In June 2008, after a decade of dementia, our father passed away, and Conway’s downward spiral accelerated. He began driving his pickup truck and riding a motorcycle again, without a license or insurance. On the way to our father’s funeral, he was stopped for going thirty miles per hour over the speed limit with an open bottle of Kahlúa in the car. Later that year, the day after Christmas, he got a DUI. Pre-accident Conway hadn’t been a heavy drinker. But over the next several months, Conway drank ferociously and drove recklessly. One night, he came home bloody and belligerent at 2 a.m., his pickup truck abandoned in a nearby field with a broken windshield—events he never could explain. A year after the funeral, almost to the day, Conway was on his way to Dale’s with a canister full of acid.
* * *
No one questioned that Conway decided to load battery acid into his truck and drive to Dale’s. In this strict sense, Conway alone was responsible for his actions. But what ultimately caused him to act was a more complicated question, and I found the answer depended on where I decided to look. Was the most recent brain injury responsible? Or did this one compound the effects of the previous brain injury suffered two decades earlier, tipping him over the edge into criminal behavior? Did the neurological toll of a lifetime of epilepsy figure in? What about the circumstances that caused him to appear disabled at birth? Were there any genetic factors? Could you make a case that the lack of support beyond three months in hospital rehab caused the crime? That he wouldn’t have done it if the financial crisis of 2008 hadn’t led to Caroline’s job loss and their foreclosure, stirring up Conway’s anger and sense of injustice? It seems futile to sort out these complexitie
s and determine the degree to which an individual is responsible for an action. And yet, this is exactly what the criminal justice system does when assigning blame.

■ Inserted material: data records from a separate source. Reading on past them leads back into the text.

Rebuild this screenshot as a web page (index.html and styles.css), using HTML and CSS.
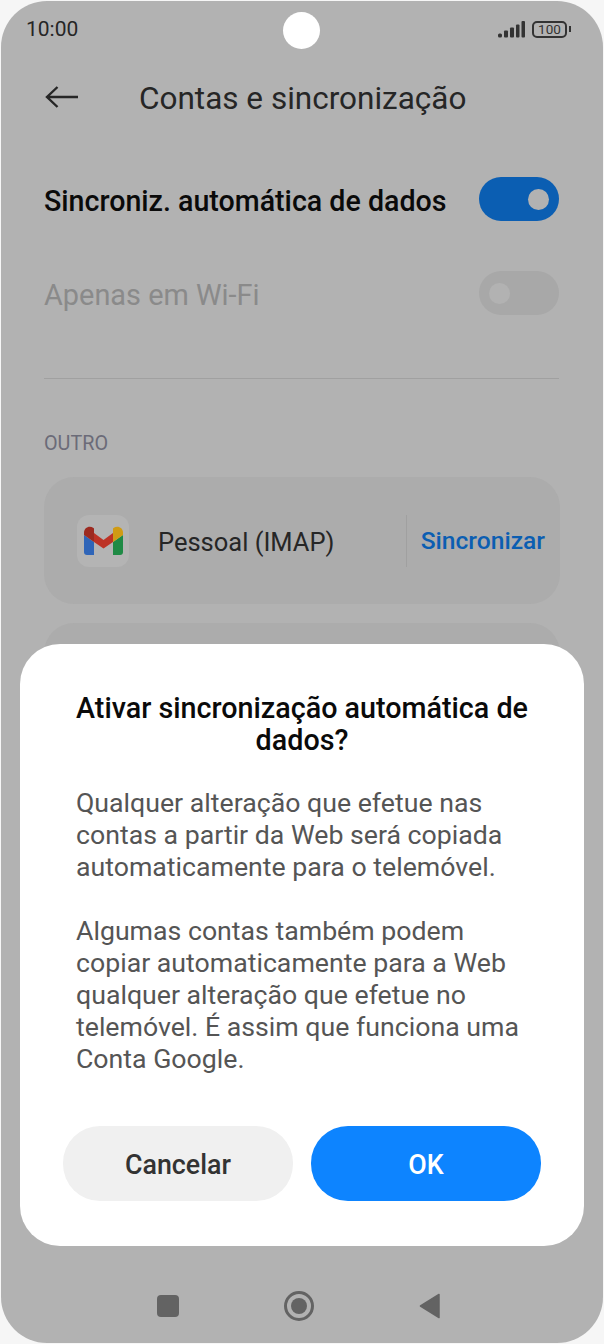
FILE: index.html
```html
<!DOCTYPE html>
<html lang="pt">
<head>
    <meta charset="UTF-8">
    <meta name="viewport" content="width=device-width, initial-scale=1.0">
    <title>Contas e sincronização</title>
    <link rel="stylesheet" href="styles.css">
</head>
<body>
    <div class="phone">
        <div class="status">
            <span class="time">10:00</span>
            <span class="camera"></span>
            <div class="status-icons">
                <svg class="signal" width="27" height="17" viewBox="0 0 27 17">
                    <rect x="0" y="12.500" width="4" height="4" rx="1.500"/>
                    <rect x="6" y="9.500" width="4" height="7" rx="1"/>
                    <rect x="12" y="6.500" width="4" height="10" rx="1"/>
                    <rect x="18" y="3.500" width="3.500" height="13" rx="1"/>
                    <rect x="23.500" y="0" width="3.500" height="16.500" rx="1"/>
                </svg>
                <div class="battery"><span>100</span></div>
                <span class="battery-tip"></span>
            </div>
        </div>

        <header class="topbar">
            <svg class="back" width="34" height="24" viewBox="0 0 34 24">
                <path d="M33 12H2M12.500 2L2 12l10.500 10" fill="none" stroke="#262626" stroke-width="2.400"/>
            </svg>
            <h1>Contas e sincronização</h1>
        </header>

        <div class="row row-first">
            <span class="row-label">Sincroniz. automática de dados</span>
            <span class="switch switch-on"><i></i></span>
        </div>
        <div class="row row-off">
            <span class="row-label">Apenas em Wi-Fi</span>
            <span class="switch switch-off"><i></i></span>
        </div>

        <hr class="divider">
        <p class="section">OUTRO</p>

        <div class="card">
            <div class="app-icon">
                <svg width="39" height="29" viewBox="0 0 39 29">
                    <path d="M0 9l10 7v13H3a3 3 0 0 1-3-3z" fill="#2f65b8"/>
                    <path d="M39 9l-10 7v13h7a3 3 0 0 0 3-3z" fill="#1f8a45"/>
                    <path d="M10 7l9.500 7L29 7v9l-9.500 6.500L10 16z" fill="#bd3326"/>
                    <path d="M0 9V6.500C0 1.500 5.500-1 9.500 2l.5.500V16z" fill="#9c2a20"/>
                    <path d="M39 9V6.500C39 1.500 33.500-1 29.500 2l-.5.500V16z" fill="#d09b14"/>
                </svg>
            </div>
            <span class="card-name">Pessoal (IMAP)</span>
            <span class="card-sync">Sincronizar</span>
        </div>
        <div class="card card-next"></div>

        <nav class="navbar">
            <span class="nav-square"></span>
            <span class="nav-home"><i></i></span>
            <svg width="21" height="26" viewBox="0 0 21 26">
                <path d="M20 1.500L1.500 13 20 24.500z" fill="#636363" stroke="#636363" stroke-width="1.500" stroke-linejoin="round"/>
            </svg>
        </nav>

        <section class="dialog">
            <h2>Ativar sincronização automática de dados?</h2>
            <p>Qualquer alteração que efetue nas contas a partir da Web será copiada automaticamente para o telemóvel.</p>
            <p>Algumas contas também podem copiar automaticamente para a Web qualquer alteração que efetue no telemóvel. É assim que funciona uma Conta Google.</p>
            <div class="buttons">
                <button class="btn btn-cancel">Cancelar</button>
                <button class="btn btn-ok">OK</button>
            </div>
        </section>
    </div>
</body>
</html>
```

FILE: styles.css
```css
* {
    font-family: Roboto, "Liberation Sans", sans-serif;
    box-sizing: border-box;
    margin: 0;
    padding: 0;
}

body {
    background-color: #f6f6f6;
}

.phone {
    position: relative;
    display: flex;
    flex-direction: column;
    width: 602px;
    height: 1342px;
    margin: 1px;
    overflow: hidden;
    background-color: #b2b2b2;
    border-radius: 46px;
}

.status {
    position: relative;
    display: flex;
    justify-content: space-between;
    align-items: center;
    height: 56px;
    padding: 0 32px 0 25px;
}

.time {
    font-size: 21px;
    color: #262626;
}

.camera {
    position: absolute;
    left: 282px;
    top: 11px;
    width: 37px;
    height: 37px;
    background-color: white;
    border-radius: 50%;
}

.status-icons {
    display: flex;
    align-items: center;
    color: #333;
}

.signal {
    fill: #333;
    margin-right: 7px;
}

.battery {
    width: 35px;
    height: 17px;
    border: 2px solid #333;
    border-radius: 5px;
    text-align: center;
}

.battery span {
    display: block;
    font-size: 13.500px;
    line-height: 13px;
}

.battery-tip {
    width: 2px;
    height: 6px;
    margin-left: 2px;
    background-color: #333;
}

.topbar {
    display: flex;
    align-items: center;
    height: 80px;
    padding-left: 44px;
}

.back {
    margin-right: 60px;
}

.topbar h1 {
    padding-top: 2px;
    font-size: 31.500px;
    font-weight: 400;
    color: #262626;
}

.row {
    display: flex;
    justify-content: space-between;
    align-items: center;
    height: 44px;
    padding: 0 44px 0 43px;
}

.row-first {
    margin-top: 40px;
}

.row-off {
    margin-top: 50px;
}

.row-label {
    padding-top: 4px;
    font-size: 28.600px;
    font-weight: 500;
    color: #0a0a0a;
}

.row-off .row-label {
    font-size: 28.900px;
    font-weight: 400;
    color: #8a8a8a;
}

.switch {
    display: flex;
    align-items: center;
    width: 80px;
    height: 44px;
    padding: 0 10px;
    border-radius: 22px;
}

.switch i {
    width: 21px;
    height: 21px;
    border-radius: 50%;
}

.switch-on {
    justify-content: flex-end;
    background-color: #0b5eb2;
}

.switch-on i {
    background-color: #b2b2b2;
}

.switch-off {
    background-color: #a8a8a8;
}

.switch-off i {
    background-color: #b2b2b2;
}

.divider {
    margin: 63px 44px 0 43px;
    border: none;
    border-top: 1px solid #a0a0a0;
}

.section {
    margin: 54px 0 0 43px;
    font-size: 19.800px;
    line-height: 22px;
    color: #6b6b78;
}

.card {
    display: flex;
    align-items: center;
    height: 127px;
    margin: 22px 43px 0;
    padding: 0 15px 0 33px;
    background-color: #acacac;
    border-radius: 30px;
}

.card-next {
    margin-top: 19px;
    flex-shrink: 0;
}

.app-icon {
    display: flex;
    justify-content: center;
    align-items: center;
    width: 52px;
    height: 52px;
    background-color: #b4b4b4;
    border-radius: 12px;
}

.card-name {
    flex: 1;
    margin-left: 29px;
    padding-top: 2px;
    font-size: 25.500px;
    color: #262626;
}

.card-sync {
    padding-left: 14px;
    font-size: 24.600px;
    font-weight: 500;
    line-height: 52px;
    color: #0b5eb2;
    border-left: 1px solid #a0a0a0;
}

.navbar {
    position: absolute;
    left: 0;
    right: 0;
    bottom: 22px;
    display: flex;
    align-items: center;
    gap: 105px;
    padding-left: 156px;
}

.nav-square {
    width: 22px;
    height: 22px;
    background-color: #636363;
    border-radius: 4px;
}

.nav-home {
    display: flex;
    justify-content: center;
    align-items: center;
    width: 30px;
    height: 30px;
    border: 3px solid #636363;
    border-radius: 50%;
}

.nav-home i {
    width: 16px;
    height: 16px;
    background-color: #636363;
    border-radius: 50%;
}

.dialog {
    position: absolute;
    left: 19px;
    top: 643px;
    width: 564px;
    height: 602px;
    padding: 48px 43px 0;
    background-color: white;
    border-radius: 40px;
}

.dialog h2 {
    margin: 0 0 31px;
    font-size: 28.700px;
    font-weight: 500;
    line-height: 32px;
    text-align: center;
    color: #0a0a0a;
}

.dialog p {
    margin: 0 12px 32px 13px;
    font-size: 26.700px;
    line-height: 32px;
    color: #555;
}

.buttons {
    display: flex;
    gap: 18px;
    margin-top: 51px;
}

.btn {
    flex: 1;
    height: 75px;
    padding-top: 3px;
    font-size: 26.800px;
    font-weight: 500;
    border: none;
    border-radius: 37px;
}

.btn-cancel {
    background-color: #f0f0f0;
    color: #333;
}

.btn-ok {
    background-color: #0d84ff;
    color: white;
}
```
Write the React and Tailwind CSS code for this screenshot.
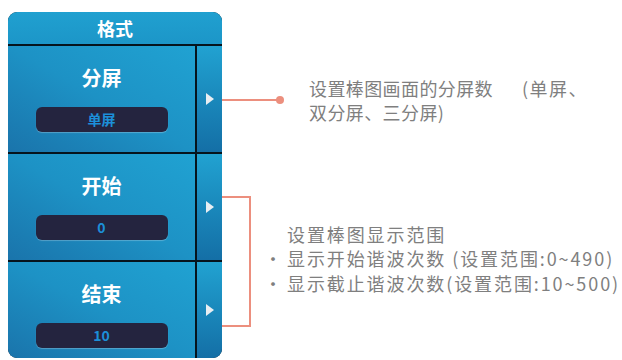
const font = { fontFamily: '"Noto Sans CJK SC", "Noto Sans", sans-serif' };

const Row = ({ title, value, className }) => (
  <div className={`grid grid-cols-[187px_25px] gap-x-[2px] ${className}`}>
    <div className="flex flex-col items-center bg-gradient-to-tr from-[#1a74ab] via-[#1d92c5] to-[#20a2d2]">
      <div className="mt-[19px] h-[26px] text-[20px] font-bold leading-[26px] text-white">{title}</div>
      <div className="mt-[16px] flex h-[25px] w-[132px] items-center justify-center rounded-[6px] bg-[#24243f] text-[14px] font-bold text-[#1c8fd8] shadow-[0_1px_1px_rgba(255,255,255,0.25)]">
        {value}
      </div>
    </div>
    <div className="flex items-center justify-center bg-gradient-to-b from-[#21a2d1] to-[#146fa6]">
      <div className="h-0 w-0 border-y-[6px] border-l-[8px] border-y-transparent border-l-[#e9eef2]" />
    </div>
  </div>
);

export default function App() {
  return (
    <div className="flex h-[360px] w-[622px] overflow-hidden bg-white" style={font}>
      <div className="ml-[8px] mt-[12px] flex h-[346px] w-[214px] shrink-0 flex-col gap-y-[2px] overflow-hidden rounded-[9px] bg-[#06141d]">
        <div className="flex h-[32px] shrink-0 items-center justify-center bg-gradient-to-b from-[#20a0d0] to-[#1c96c8] text-[18px] font-bold text-white">
          格式
        </div>
        <Row title="分屏" value="单屏" className="h-[106px] shrink-0" />
        <Row title="开始" value="0" className="h-[106px] shrink-0" />
        <Row title="结束" value="10" className="flex-1" />
      </div>

      <div className="flex flex-1 flex-col text-[#7f7f7f]">
        <div className="mt-[76px] flex h-[48px] items-center">
          <div className="h-[2px] w-[56px] bg-[#ec8f7e]" />
          <div className="-ml-[2px] h-[8px] w-[8px] rounded-full bg-[#ec8f7e]" />
          <div className="ml-[25px] whitespace-nowrap text-[18px] leading-[24px] tracking-[0.4px]">
            <div>
              设置棒图画面的分屏数<span className="ml-[29px] tracking-[1.5px]">(单屏、</span>
            </div>
            <div>双分屏、三分屏)</div>
          </div>
        </div>

        <div className="mt-[72px] flex items-center">
          <div className="h-[131px] w-[29px] border-2 border-l-0 border-[#ec8f7e]" />
          <div className="mb-[6px] ml-[13px] text-[18px] leading-[24.5px] tracking-[1.9px]">
            <div className="flex">
              <span className="w-[23px]" />
              <span>设置棒图显示范围</span>
            </div>
            <div className="flex whitespace-nowrap">
              <span className="w-[23px]">·</span>
              <span>
                显示开始谐波次数<span className="ml-[6px]">(设置范围:0~490)</span>
              </span>
            </div>
            <div className="flex whitespace-nowrap">
              <span className="w-[23px]">·</span>
              <span>显示截止谐波次数(设置范围:10~500)</span>
            </div>
          </div>
        </div>
      </div>
    </div>
  );
}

“Blameworthiness should be removed from the legal argot,” writes neuroscientist David Eagleman, one of the most vocal proponents of what he calls a “biologically informed jurisprudence.” Instead of haggling over the degree of culpability, he continues, “we should focus on what to do, moving forward, with an accused lawbreaker.” A more humane legal system will “parlay biological understanding into customized rehabilitation, viewing criminal behavior the way we understand other medical conditions such as epilepsy, schizophrenia, and depression—conditions that now allow the seeking and giving of help.” By reimagining crime as a form of disease, he proposes “statistically based sentencing,” one day using brain scans to confine those most likely to reoffend and rehabilitate those most likely to change.
The neuroscience of crime has flourished in recent years. Some researchers have claimed that psychopaths’ brains have defects in what has been called the paralimbic system. Other researchers have claimed that reduced activation in areas of the prefrontal cortex and hypothalamus may contribute to pedophilia. Yet another team concluded that perpetrators of domestic violence had “higher activation in the anterior and posterior cingulate cortex and in the middle prefrontal cortex and a decreased activation in the superior prefrontal cortex.” Scientists have posited telltale neural signatures for “intent” and “recklessness.” As a graduate student, I felt emboldened by this knowledge and dismissive even of the law’s scientific ignorance.